Panel 1/Session A
Chair: Tom de Bruin
Sarah Shin, University of Aberdeen, ‘The Jubiliary Messiah as Kinsman-Redeemer: Implications of Old Testament Scholarship on the Jubilee for New Testament Studies and Theology’
In The Jubilee from Leviticus to Qumran, Old Testament scholar John Bergsma demonstrates how the jubilee evolved from a legal-socio-economic institution into an ethical, eschatological, and messianic concept post-exile. The jubilee’s association with liberation is eschatologized so that the eschatological jubilee is interpreted as the coming of a royal and/or priestly Messianic figure appointed by the God the go’el, and the debt addressed by the jubilee concerns not only money, but also moral-spiritual debt. He concludes, “these general observations may be of assistance in evaluating the significance of jubilary allusions or motifs in the New Testament.”
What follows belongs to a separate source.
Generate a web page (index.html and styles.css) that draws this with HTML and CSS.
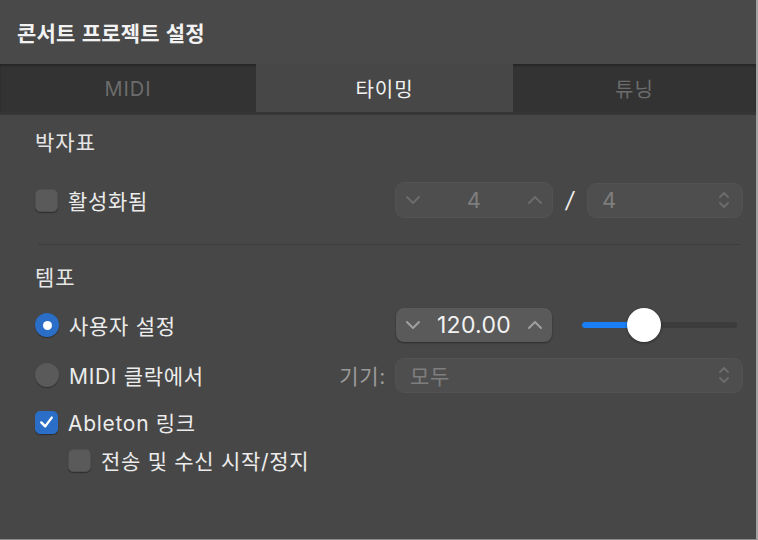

This paper explores the significance of jubiliary allusions in select New Testament passages which speak of debt forgiveness (Luke), the apokatastasis in Acts 3:21, the combined reference to Isaiah and Ezekiel in Revelation 21-22. Drawing upon Bergsma’s work and that of theologian-freedom-fighter André Trocmé, who emphasizes the jubilean themes in Jesus’ teachings, I suggest that the jubilean allusions in the New Testament reveal the opportunity to examine the theological implications of the Messiah as the go’el and kinsman-redeemer who delivers his people from physical and spiritual bondage—for the jubilee.
Ludwig Beethoven J. Noya, Vanderbilt University, ‘Exodus-Conquest & Sabbath Rest Motifs in Hebrews: Problematizing a Colonial Imagination’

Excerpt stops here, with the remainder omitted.